En outre, il doit apprécier pour quelles raisons, en fait, les objectifs n’ont pas été atteints. Ces raisons peuvent tenir :

 

– au fait que les objectifs n’étaient pas réalisables ;
– à l’employeur qui n’a pas donné au salarié les moyens de les atteindre ;
– au salarié qui est incompétent ; un licenciement peut alors être prononcé mais pas pour faute
– au comportement fautif du salarié, les mauvais résultats pouvant s’expliquer par sa négligence, son manque de travail ; un licenciement pour faute est alors envisageable.

 

Ainsi, la jurisprudence prévoit que  l’insuffisance de résultats peut justifier un licenciement lorsque le salarié disposait des moyens nécessaires à l’accomplissement des objectifs, que ceux-ci étaient réalisables et que le secteur d’activité ne connaissait pas de difficultés particulières de nature à expliquer ces résultats limités (Cass. soc., 2 déc. 2003, no 01-44.192).

 

Les objectifs doivent être réalistes et réalisables

 

A défaut, le licenciement sera jugé sans cause réelle et sérieuse. Le seul fait de ne pas atteindre ses objectifs ne constituant pas, en soi, un motif de licenciement, les juges doivent, pour prendre leur décision, vérifier que les objectifs étaient raisonnables.

 

Le juge pourra également être amené à vérifier que les objectifs étaient compatibles avec l’état du marché (Cass. soc., 19 avr. 2000, no 98-40.124).

 

 

L’employeur ne doit pas être responsable de la situation de non réalisation des objectifs

 

Le licenciement d’un salarié peut être envisagé si ses objectifs sont raisonnables et si l’employeur lui a donné les moyens de les réaliser..Il appartient à l’employeur de justifier, en cas de contestation, qu’il a bien fourni au salarié les moyens d’accomplir la prestation de travail pour laquelle il a été engagé (Cass. soc., 10 févr. 2004, no 01-45.216).

 

 

A l’inverse, le licenciement est sans cause réelle et sérieuse si l’employeur par ses decisions ou sa politique commerciale est responsable des mauvais résultats. Cass. soc., 24 mai 2000, no 98-41.614

 

 

La non-réalisation des objectifs peut aussi être due à une mauvaise politique commerciale de l’employeur :

 

–           aux entraves apportées à l’activité du salarié

–           aux instructions multiples, tatillonnes et contradictoires de l’employeur

–           au fait que l’employeur ne livre pas en temps utiles les commandes aux clients

, etc. Dans tous ces cas, le licenciement pour insuffisance de résultats est sans cause réelle et sérieuse.

 

Les juges doivent rechercher si les mauvais résultats sont imputables au salarié, c’est-à-dire s’ils proviennent de son insuffisance professionnelle ou d’un comportement fautif (Cass. soc., 3 avr. 2001, no 98-44.069)

 

Quelles sanctions en cas de défaut de fixation des objectifs ?

 

L’employeur encourt plusieurs risques s’il ne détermine pas les objectifs pour ses salariés bénéficiant de rémunération variable.

 

Ce dernier est obligé par le code du travail  de fixer les objectifs sous peine de devoir payer la totalité de la rémunération variable au salarié qui la réclamerait en justice.

 

Il a en effet été jugé par la cour de cassation à maintes reprises  qu’en l’absence de fixation de la prime d’objectif, les Juges condamnent l’employeur à la prime d’objectif maximale (Cass. Soc. 26 avril 2017 n°15-26817)

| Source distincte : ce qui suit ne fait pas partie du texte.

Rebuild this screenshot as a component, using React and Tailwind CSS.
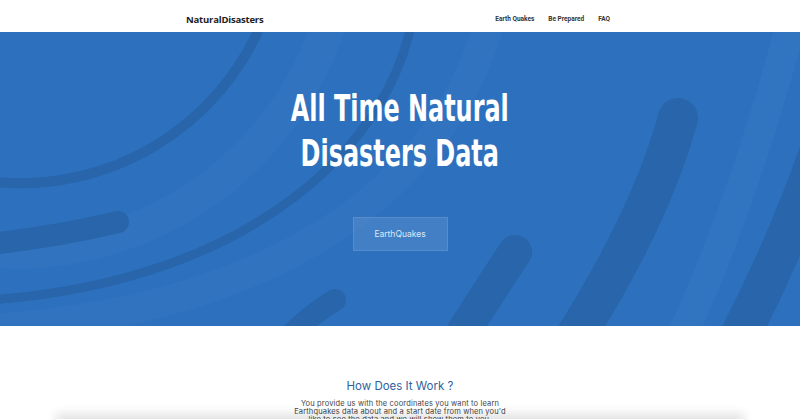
import React from 'react';

const Waves = () => (
    <svg className="absolute inset-0 w-full h-full" viewBox="0 32 800 294" preserveAspectRatio="none" fill="none">
        {/* faint lighter bands */}
        <path d="M 330 20 A 330 330 0 0 1 -20 250" stroke="#ffffff" strokeOpacity="0.02" strokeWidth="34" />
        <path d="M 490 20 C 450 170 300 310 -20 330" stroke="#ffffff" strokeOpacity="0.02" strokeWidth="30" />
        <path d="M 792 20 Q 745 200 680 340" stroke="#ffffff" strokeOpacity="0.025" strokeWidth="30" />

        {/* darker strokes */}
        <g stroke="#2865aa" strokeLinecap="round">
            <path d="M 262 22 A 262 262 0 0 1 -5 182" strokeWidth="10" />
            <path d="M 412 20 C 390 140 260 280 -10 300" strokeWidth="9" />
            <path d="M 118 222 Q 60 236 -10 244" strokeWidth="22" />
            <path d="M 335 300 Q 310 315 285 340" strokeWidth="22" />
            <path d="M 678 118 Q 650 220 570 345" strokeWidth="40" />
            <path d="M 515 252 Q 490 290 455 345" strokeWidth="34" />
            <path d="M 820 150 Q 785 250 735 345" strokeWidth="40" />
        </g>
    </svg>
);

export default function App() {
    return (
        <div className="min-h-screen bg-white font-['Noto_Sans',sans-serif]">
            {/* Nav */}
            <nav className="h-8 bg-white">
                <div className="w-[424px] ml-[186px] h-full flex items-center justify-between pt-[8px]">
                    <span className="text-[9.5px] font-bold text-[#222] tracking-[-0.2px] font-['Open_Sans',sans-serif]">NaturalDisasters</span>
                    <div className="flex items-center gap-[14px] text-[6.5px] font-bold text-[#333] font-['Roboto',sans-serif]">
                        <a href="#">Earth Quakes</a>
                        <a href="#">Be Prepared</a>
                        <a href="#">FAQ</a>
                    </div>
                </div>
            </nav>

            {/* Hero */}
            <header className="relative h-[294px] bg-[#2d71be] overflow-hidden">
                <Waves />
                <div className="relative flex flex-col items-center pt-[54px]">
                    <h1 className="text-white text-center font-bold text-[38px] leading-[45px] font-['DejaVu_Sans_Condensed',sans-serif] scale-x-[0.7]">
                        All Time Natural<br />Disasters Data
                    </h1>
                    <button
                        type="button"
                        className="mt-[41px] w-[95px] h-[34px] bg-white/10 border border-white/10 text-[#dce9f8] text-[8.5px] font-['Inter',sans-serif]"
                    >
                        EarthQuakes
                    </button>
                </div>
            </header>

            {/* How it works */}
            <section className="flex flex-col items-center pt-[52px]">
                <h2 className="text-[11.5px] text-[#2f5f9e] font-['Inter',sans-serif]">How Does It Work ?</h2>
                <p className="mt-[5px] w-[215px] text-center text-[7.5px] leading-[8px] tracking-[0.15px] text-[#444] font-['Inter',sans-serif]">
                    You provide us with the coordinates you want to learn Earthquakes data about and a start date from when you'd like to see the data and we will show them to you.
                </p>
            </section>

            {/* floating bar at the bottom */}
            <div className="fixed left-[56px] right-[56px] top-[419px] h-10 bg-white shadow-[0_-5px_10px_rgba(0,0,0,0.12)]" />
        </div>
    );
}
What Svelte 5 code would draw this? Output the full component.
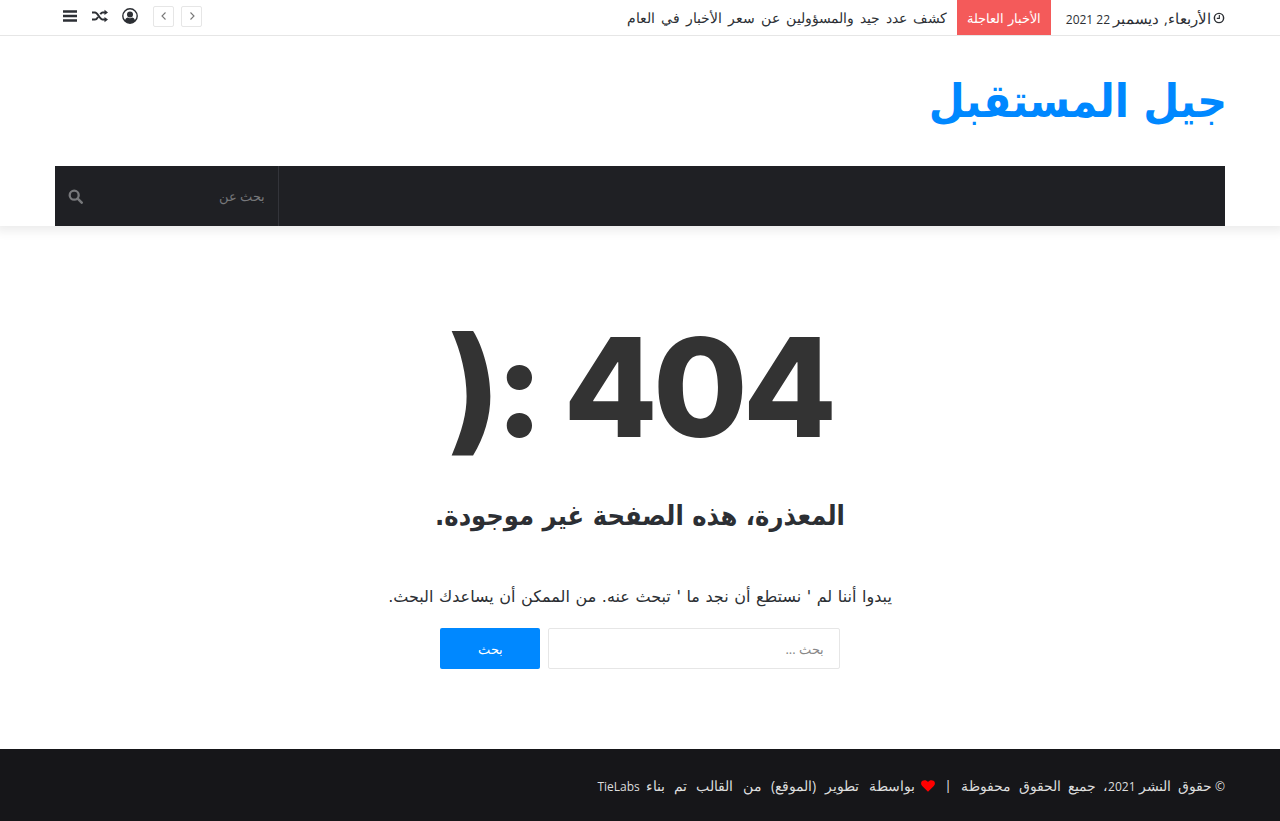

Ainsi  à  défaut pour l’employeur de fixer les objectifs, le salarié pourra saisir le juge prud’homal et  versement de la part variable de sa rémunération. À cet égard, les juges détermineront le montant de la part variable au regard du montant versé les années précédentes ou, à défaut de référence, au montant maximal prévu au titre de la rémunération variable.

 

En outre, la Cour de cassation a tranché, et ce à maintes reprises, en faveur des salariés dont l’employeur n’aurait pas fixé les objectifs. La Cour précise notamment que le défaut de fixation des objectifs était un élément justifiant la rupture d’un contrat de travail et ce, aux torts directs de l’employeur.